Cochran gave the board horse-drawn vehicle sign guidelines that Todd County public works director Loren Fellbaum had presented to the Todd County board in April 2012, because of Amish settling in that county.

The state guidelines explain that horse-drawn vehicle signs should be used to alert road users to locoations where unexpected entries of horse drawn vehicles might occur. They are also only to be used at locations where the road user’s sight distance is restricted or the activity would be unexpected.

It continues that the use of warning signs shall be based on an engineering study/judgment and “should be kept to a minimum as the unnecessary use of warning signs tend to breed disrespect for all signs.”

Reynolds responded that when she sees these signs, she drives a little more carefully and watches for the buggies.

Tellinghuisen said he tends to agree with Cochran on the locations he suggested for the signs if the board approved installing them. Tellinghuisen added that the locations are in his commissioner district and he could see some value in them being installed. His area includes south of Bock where a number of Amish have moved in.

Cochran’s suggested locations for the buggy signs would involve county state aid highways (CSAH) 12, 11, 1, 2, 4, 10, and 8, as well as the east county line, and Highway 169.

Most users of horses or horse-drawn vehicles in Mille Lacs County fall into a geographical area bounded by CSAH 11 on the north, Highway 169 on the west, Country Road 146/CSAH 12 on the south, and the east county line road, Cochran told the board.

He added that the most affected townships are Borgholm and Bogus Brook. But horse-drawn vehicles have also been appearing in Milaca and Princeton, with the area of the horse-drawn vehicles being “dynamic, and subject to change, Cochran said.

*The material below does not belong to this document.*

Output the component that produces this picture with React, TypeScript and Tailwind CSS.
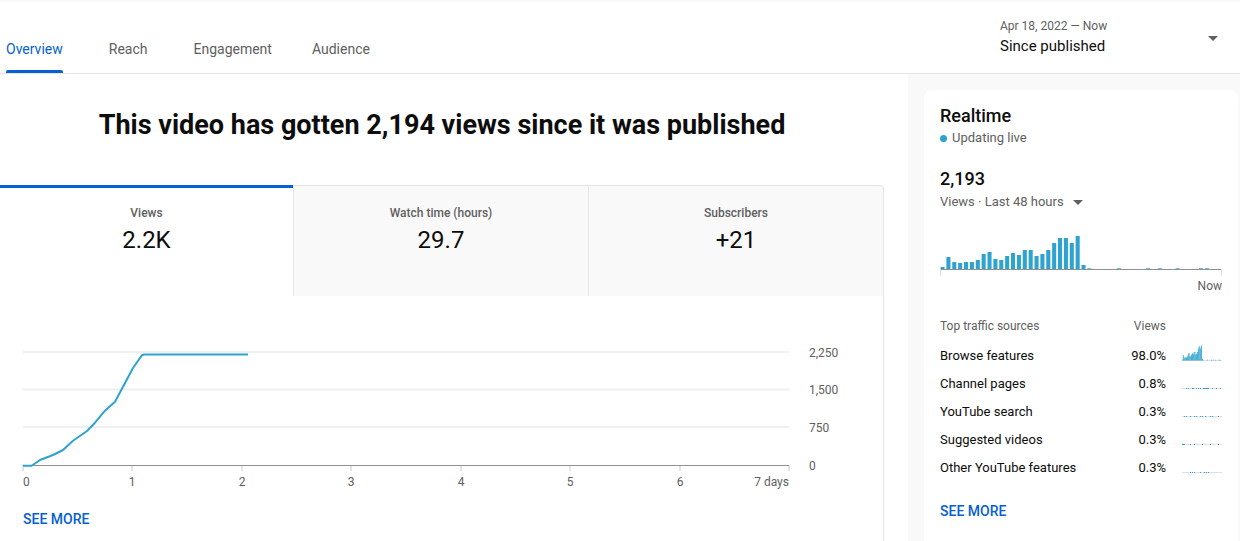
import React from "react";

const BLUE = "#2fa3cf";

const rtBars = [2, 12, 7, 6, 7, 7, 9, 15, 17, 10, 9, 13, 16, 14, 19, 19, 13, 15, 19, 26, 31, 31, 26, 33, 4];
const allBars: number[] = [...rtBars];
for (let i = allBars.length; i < 48; i++) allBars.push(i % 5 === 0 || i % 7 === 2 ? 0.7 : 0);

const linePts: [number, number][] = [
  [23, 465.7], [31.7, 465.7], [40, 460], [53, 455], [63, 450], [73, 440.7], [87, 431], [95, 422.7],
  [105, 410.7], [115, 401.7], [123, 386.7], [133, 368], [142, 355.2], [144, 354.5], [248, 354.5],
];

function MainChart() {
  const oy = 330;
  const xs = [23, 132, 242, 351, 461, 570, 680, 789];
  const labels = ["0", "1", "2", "3", "4", "5", "6", "7 days"];
  const grid = [352, 389.5, 427];
  const ylabels = ["2,250", "1,500", "750", "0"];
  const d = linePts.map((p, i) => `${i === 0 ? "M" : "L"}${p[0]},${p[1] - oy}`).join(" ");
  return (
    <svg width={908} height={170} className="block" style={{ fontFamily: "Roboto, sans-serif" }}>
      {grid.map((g) => (
        <rect key={g} x={23} y={g - oy - 1} width={766} height={2} fill="#f0f0f0" />
      ))}
      {xs.map((x) => (
        <rect key={x} x={x - 1} y={465 - oy} width={2} height={6} fill="#e5e5e5" />
      ))}
      <rect x={23} y={465 - oy} width={766} height={1} fill="#909090" />
      <path d={d} fill="none" stroke={BLUE} strokeWidth={2} strokeLinejoin="round" />
      {xs.map((x, i) => (
        <text
          key={x}
          x={i === 0 ? 23 : x}
          y={486 - oy}
          fontSize={12}
          fill="#606060"
          textAnchor={i === 0 ? "start" : i === 7 ? "end" : "middle"}
        >
          {labels[i]}
        </text>
      ))}
      {[352, 389.5, 427, 465].map((y, i) => (
        <text key={y} x={809} y={y - oy + 4.5} fontSize={12} fill="#606060">
          {ylabels[i]}
        </text>
      ))}
    </svg>
  );
}

function RealtimeBars() {
  const w = 282;
  const step = w / 48;
  return (
    <svg width={282} height={48} className="block">
      {allBars.map((h, i) =>
        h > 0 ? (
          <rect key={i} x={i * step + 0.5} y={41 - h} width={step - 1.8} height={h} fill={BLUE} />
        ) : null
      )}
      <rect x={0} y={41} width={282} height={1} fill="#909090" />
      <rect x={0} y={41} width={1} height={7} fill="#e0e0e0" />
      <rect x={281} y={41} width={1} height={7} fill="#e0e0e0" />
    </svg>
  );
}

function Spark({ kind }: { kind: number }) {
  const step = 40 / 48;
  if (kind === 0) {
    return (
      <svg width={40} height={20} className="block">
        <rect x={0} y={16} width={40} height={1} fill="#e0e0e0" />
        {allBars.map((h, i) =>
          h > 0 ? (
            <rect key={i} x={i * step} y={16.5 - Math.max(h * 0.45, 0.8)} width={step} height={Math.max(h * 0.45, 0.8)} fill={BLUE} />
          ) : null
        )}
      </svg>
    );
  }
  const spots = [
    [],
    [4, 6, 10, 11, 14, 16, 18, 21, 22, 23, 24, 25, 26, 30, 34, 38],
    [2, 4, 8, 12, 14, 18, 20, 23, 28, 30, 36],
    [0, 1, 2, 8, 12, 20, 28, 36],
    [8, 10, 12, 18, 22, 24, 26],
  ][kind];
  return (
    <svg width={40} height={20} className="block">
      <rect x={0} y={16} width={40} height={1} fill="#e0e0e0" />
      {spots.map((s) => (
        <rect key={s} x={s} y={16} width={1} height={1} fill={BLUE} />
      ))}
    </svg>
  );
}

function Caret({ className }: { className?: string }) {
  return (
    <svg width={10} height={5} viewBox="0 0 10 5" className={className}>
      <path d="M0 0 L10 0 L5 5 Z" fill="#606060" />
    </svg>
  );
}

export default function App() {
  const roboto = { fontFamily: "Roboto, 'Liberation Sans', sans-serif" };
  const tabs = [
    { label: "Overview", active: true, ml: "ml-[6px]" },
    { label: "Reach", active: false, ml: "ml-[46px]" },
    { label: "Engagement", active: false, ml: "ml-[46px]" },
    { label: "Audience", active: false, ml: "ml-[40px]" },
  ];
  const metrics = [
    { label: "Views", value: "2.2K", active: true },
    { label: "Watch time (hours)", value: "29.7", active: false },
    { label: "Subscribers", value: "+21", active: false },
  ];
  const sources = [
    ["Browse features", "98.0%"],
    ["Channel pages", "0.8%"],
    ["YouTube search", "0.3%"],
    ["Suggested videos", "0.3%"],
    ["Other YouTube features", "0.3%"],
  ];
  return (
    <div className="w-[1240px] h-[541px] overflow-hidden bg-white text-[#0d0d0d]" style={roboto}>
      {/* Header */}
      <div className="h-[74px] border-b border-[#e5e5e5] flex border-t-2 border-t-[#f9f9f9]">
        <div className="flex items-end h-full">
          {tabs.map((t) => (
            <div key={t.label} className={`${t.ml} flex flex-col items-stretch`}>
              <div
                className={`text-[14px] leading-[20px] font-normal ${t.active ? "text-[#065fd4]" : "text-[#606060]"}`}
              >
                {t.label}
              </div>
              <div className={`mt-[11px] h-[3px] rounded-t-[2px] ${t.active ? "bg-[#065fd4]" : "bg-transparent"}`} />
            </div>
          ))}
        </div>
        <div className="ml-auto w-[240px] flex items-start">
          <div className="pt-[16px] flex-1">
            <div className="text-[12px] leading-[16px] text-[#606060]">Apr 18, 2022 — Now</div>
            <div className="mt-[2px] text-[15px] leading-[20px] text-[#0d0d0d]">Since published</div>
          </div>
          <Caret className="mt-[34px] mr-[22px]" />
        </div>
      </div>

      {/* Body */}
      <div className="flex">
        <div className="w-[908px] shrink-0 bg-white">
          <h1 className="pt-[33px] text-center text-[27px] leading-[36px] font-bold text-[#0d0d0d] w-[884px]">
            This video has gotten 2,194 views since it was published
          </h1>
          <div className="mt-[42px] w-[884px] border-r border-[#e5e5e5] rounded-tr-[4px] h-[400px]">
            <div className="grid grid-cols-[293px_295px_1fr] h-[111px]">
              {metrics.map((m, i) => (
                <div
                  key={m.label}
                  className={`flex flex-col items-center ${
                    m.active
                      ? "bg-white border-t-[3px] border-[#065fd4] pt-[17px]"
                      : `bg-[#f9f9f9] border-t border-[#e5e5e5] pt-[19px] ${i > 0 ? "border-l" : ""} ${i === 2 ? "rounded-tr-[4px]" : ""}`
                  }`}
                >
                  <div className="text-[12px] leading-[16px] text-[#606060] font-medium">{m.label}</div>
                  <div className="mt-[3px] text-[24px] leading-[32px] text-[#0d0d0d]">{m.value}</div>
                </div>
              ))}
            </div>
            <div className="mt-[34px]">
              <MainChart />
            </div>
            <div className="mt-[9px] pl-[23px] text-[14px] leading-[20px] font-medium text-[#065fd4]">SEE MORE</div>
          </div>
        </div>

        <div className="flex-1 bg-[#f9f9f9] pl-[16px] pt-[16px] pr-[2px] h-[467px]">
          <div className="bg-white rounded-[8px] px-[16px] pt-[14px] h-[480px]">
            <div className="text-[18px] leading-[24px] font-medium">Realtime</div>
            <div className="mt-[1px] flex items-center text-[13px] leading-[18px] text-[#606060]">
              <span className="w-[7px] h-[7px] rounded-full bg-[#2fa3cf] mr-[5px]" />
              Updating live
            </div>
            <div className="mt-[20px] text-[18px] leading-[24px] font-medium">2,193</div>
            <div className="mt-[2px] flex items-center text-[13px] leading-[18px] text-[#606060]">
              Views · Last 48 hours
              <Caret className="ml-[9px]" />
            </div>
            <div className="mt-[17px]">
              <RealtimeBars />
            </div>
            <div className="mt-[2px] text-right text-[12px] leading-[16px] text-[#606060]">Now</div>
            <div className="mt-[24px] flex text-[12px] leading-[16px] text-[#606060]">
              <div className="flex-1">Top traffic sources</div>
              <div className="mr-[56px]">Views</div>
            </div>
            <div className="mt-[8px]">
              {sources.map((s, i) => (
                <div key={s[0]} className="h-[28px] flex items-center text-[13px] text-[#0d0d0d]">
                  <div className="flex-1">{s[0]}</div>
                  <div>{s[1]}</div>
                  <div className="ml-[16px] mt-[-4px]">
                    <Spark kind={i} />
                  </div>
                </div>
              ))}
            </div>
            <div className="mt-[19px] text-[14px] leading-[20px] font-medium text-[#065fd4]">SEE MORE</div>
          </div>
        </div>
      </div>
    </div>
  );
}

Cochran said he sought advice from Todd and other counties because Mille Lacs, until recent time, has had “very little exposure to horse drawn vehicles other than occasional recreation” types.

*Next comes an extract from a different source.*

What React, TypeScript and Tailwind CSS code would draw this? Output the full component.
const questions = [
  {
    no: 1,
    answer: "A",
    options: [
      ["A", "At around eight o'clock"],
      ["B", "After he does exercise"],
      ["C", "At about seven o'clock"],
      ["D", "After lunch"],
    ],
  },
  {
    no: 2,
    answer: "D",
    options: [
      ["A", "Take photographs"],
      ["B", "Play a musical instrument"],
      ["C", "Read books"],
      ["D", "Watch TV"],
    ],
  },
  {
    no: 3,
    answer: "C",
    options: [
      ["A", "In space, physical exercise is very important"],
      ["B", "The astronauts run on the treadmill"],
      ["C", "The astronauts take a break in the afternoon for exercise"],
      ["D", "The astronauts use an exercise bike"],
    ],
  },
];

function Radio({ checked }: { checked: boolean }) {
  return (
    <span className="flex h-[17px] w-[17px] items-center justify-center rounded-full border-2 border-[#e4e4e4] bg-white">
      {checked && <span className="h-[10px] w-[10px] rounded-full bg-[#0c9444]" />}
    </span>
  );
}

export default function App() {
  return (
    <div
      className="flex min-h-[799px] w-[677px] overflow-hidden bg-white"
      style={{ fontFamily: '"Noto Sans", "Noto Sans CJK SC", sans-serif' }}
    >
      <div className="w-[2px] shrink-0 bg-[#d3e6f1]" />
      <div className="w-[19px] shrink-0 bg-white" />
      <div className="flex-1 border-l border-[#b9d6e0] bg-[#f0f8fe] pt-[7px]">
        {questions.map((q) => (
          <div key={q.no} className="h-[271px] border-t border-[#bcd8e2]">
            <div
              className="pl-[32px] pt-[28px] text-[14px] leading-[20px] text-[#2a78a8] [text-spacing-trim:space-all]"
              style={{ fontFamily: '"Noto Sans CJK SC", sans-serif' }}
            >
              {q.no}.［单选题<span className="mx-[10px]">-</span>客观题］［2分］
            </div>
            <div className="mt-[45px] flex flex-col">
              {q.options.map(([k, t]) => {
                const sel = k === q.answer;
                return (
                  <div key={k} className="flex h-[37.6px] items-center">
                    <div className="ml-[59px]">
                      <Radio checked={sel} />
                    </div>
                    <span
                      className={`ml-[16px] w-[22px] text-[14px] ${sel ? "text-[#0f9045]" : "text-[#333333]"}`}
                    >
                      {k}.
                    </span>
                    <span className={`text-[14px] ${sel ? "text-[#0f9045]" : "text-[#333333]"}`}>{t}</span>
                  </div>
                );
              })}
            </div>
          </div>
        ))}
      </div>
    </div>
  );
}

Cochran said there are two “colonies” or “populations” of Amish that have moved into Mille Lacs County and that he sees Highway 23 being the dividing line between the two groups. “However, the physical separation between the two is minimal, and without knowledge of the existence of the two colonies, most observers would come to the conclusion there is only one colony in Mille Lacs County,” Cochran’s memo to the county board stated.

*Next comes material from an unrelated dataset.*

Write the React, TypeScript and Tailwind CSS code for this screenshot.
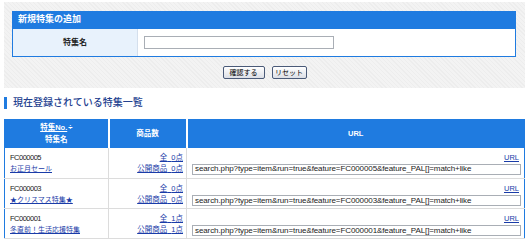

After the county board’s motion to install the signs failed, Wilhelm  talked about how state law requires slow moving vehicles to have a slow-moving vehicle sign on their back. The signs are triangular and orange.

Asked after the meeting why he abstained from voting on the motion, Wilhelm said he wants to pursue speaking with people first about the importance of having slow moving vehicle signs when required.

He said that the only Amish buggy that he noticed not having a slow moving vehicle sign was parked one day outside K-Bob Cafe in Princeton.

Tellinghuisen was asked after the meeting for more of his thoughts on the subject. He said he liked that the suggested locations for buggy signs would be more at intersections. Having such signs along long open stretches of road “would be a distraction,” he said.

Trying out the use of the horse-drawn vehicle signs would not be costly because it would be less than $2,000, Tellinghuisen added. He did say that he can see where motorists can become numb to signs, such as when they see a deer-crossing sign and never see deer crossing in that spot.

Cochran had mentioned during his address to the county board that the state is not using deer-crossing signs anymore.

Tellinghuisen was asked if the slow-moving vehicle signs would be enough to alert motorists to the Amish buggies on the roads. He indicated he is not convinced that is enough. If the horse-drawn buggy is moving in the opposite direction of the motorist, the motorist’s closest image is the horse’s face and that is not very wide, not as easily seen as the back of the buggy, he said.